The title story, “Wolves,” is the most attractive artistically, drawn by Mark Buckingham, inked by Steve Leialoha, and colored by Daniel Vozzo. It concerns Mowgli tracking Bigby to Russia and having to do all kinds of wolf-ie things to find him. There’s a very well-drawn sequence where Mowgli has to fight the pack leader of Siberian wolves (kudos to the artists for managing to censor Mowgli’s nudity in every single panel and make it not look like censoring). “Happily Ever After” is an epic that ends in a wedding.

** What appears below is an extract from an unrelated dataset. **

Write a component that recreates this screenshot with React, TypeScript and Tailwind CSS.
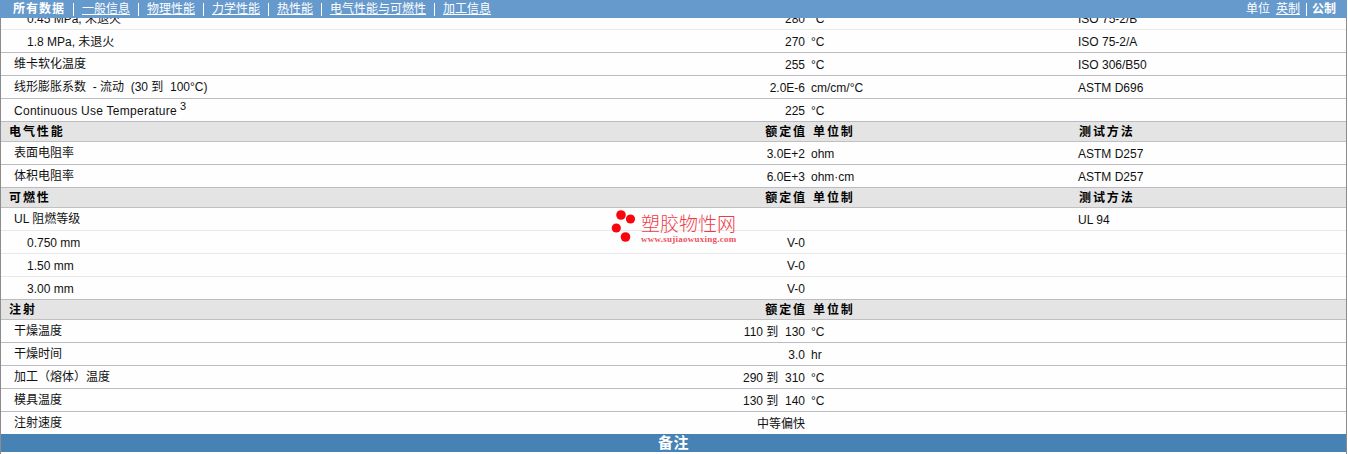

It brings in the Real World as well, including “the Israel Analogy” (which makes Fabletown a bit too political in my opinion, but maybe I’m just too squeamish). (Speaking of squeamish, Snow White doesn’t seem very alarmed when a pig head on a pike, named Colin, talks to her. WTF?)
“Big and Small” is a fun enough adventure starring Cindy (Cinderella) in a diplomatic/espionage thriller of, er, epic proportions (further dabbling in the fandoms by bringing in Gulliver’s Travels) but I have to hand it to Shawn McManus, the artist—he can do very convincing cartoon animals! I’m not too thrilled with Cindy’s character here. Has anyone ever gotten it right? I can’t bear to watch the second act of Into the Woods because of all the death and carnage and what becomes of Cinderella; Cinderella in T10K is wonderfully camp although I would like to see her in her younger years.
Quite charmingly, at the end of the volume is the full script to “Happily Ever After” which you can believe I will study. I’m eager to find the previous volumes of this series and start at the beginning—it’s an easily accessible, appealing series. I just wish someone had turned T10K into a graphic novel series—it’s crying out to be adapted, not least because Simon Moore has written much, er, more than actually ever appeared on TV. I, of course, would be willing to help . . . (The fan fiction that eventually became “J’ai vu le loup” which I submitted to the Big Finish Short Trips contest was originally a chapter in a T10K spin-off I had in mind, which was suitably epic, but never quite made it off the ground. I’d love to try again.)
[1] Freudian slip. I almost typed “cave.”